We also provided a scenario with a 10% allocation to US high yield bonds given the high correlations to EM debt, which also would have increased risk-adjusted returns, but not reduced the maximum drawdown as significantly as EM debt. US high yield debt is more correlated to US equities and bonds than EM debt and therefore provided fewer diversification benefits (see graph 5).
The analysis can be challenged given that we mainly focused on the period from 2012 to 2020, which effectively represents a bull market in equities as well as bonds and therefore only a part of a complete market cycle. However, there is a longer data history available for USD-denominated EM government debt, which includes the global financial crisis from 2008 to 2009.
Evaluating the benefit of a 10% allocation to this type of EM debt highlights an increase in risk-return ratios from 0.90 to 0.96 for a traditional US equity-bond portfolio and a reduction of the maximum drawdown from 28.7% to 27.1%.

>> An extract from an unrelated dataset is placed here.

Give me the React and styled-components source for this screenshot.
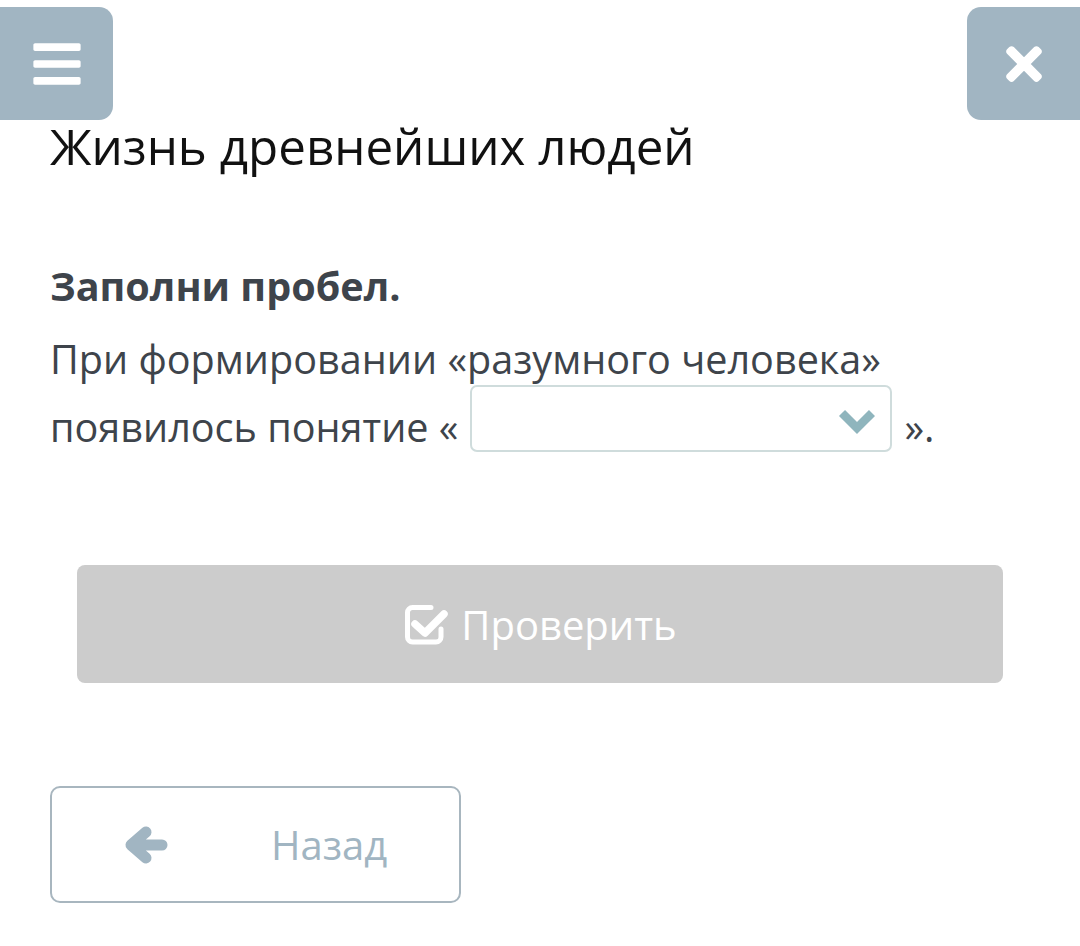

Given high levels of public, corporate, and household debt, as well as poor demographics in most developed countries, inflation and economic growth is likely to remain low for the foreseeable future. It is challenging to see interest rates and bond yields in developed markets rising significantly in such an environment, which should continue to keep the interest in highyielding EM debt elevated.
An allocation to EM debt has been accretive for US investors and is likely superior to US high yield bonds given lower correlations to traditional assets. However, there are strategies like managed futures or liquid alternative products that offer higher diversification benefits.
It is also worth noting that many emerging markets feature the same structural issues as developed markets. For example, China, which features prominently in the EM debt ETFs, has one of the highest debt-to-GDP ratios globally as of today, but is expected to lose 400 million people until 2100. Paying interest and repaying debt will become challenging over time.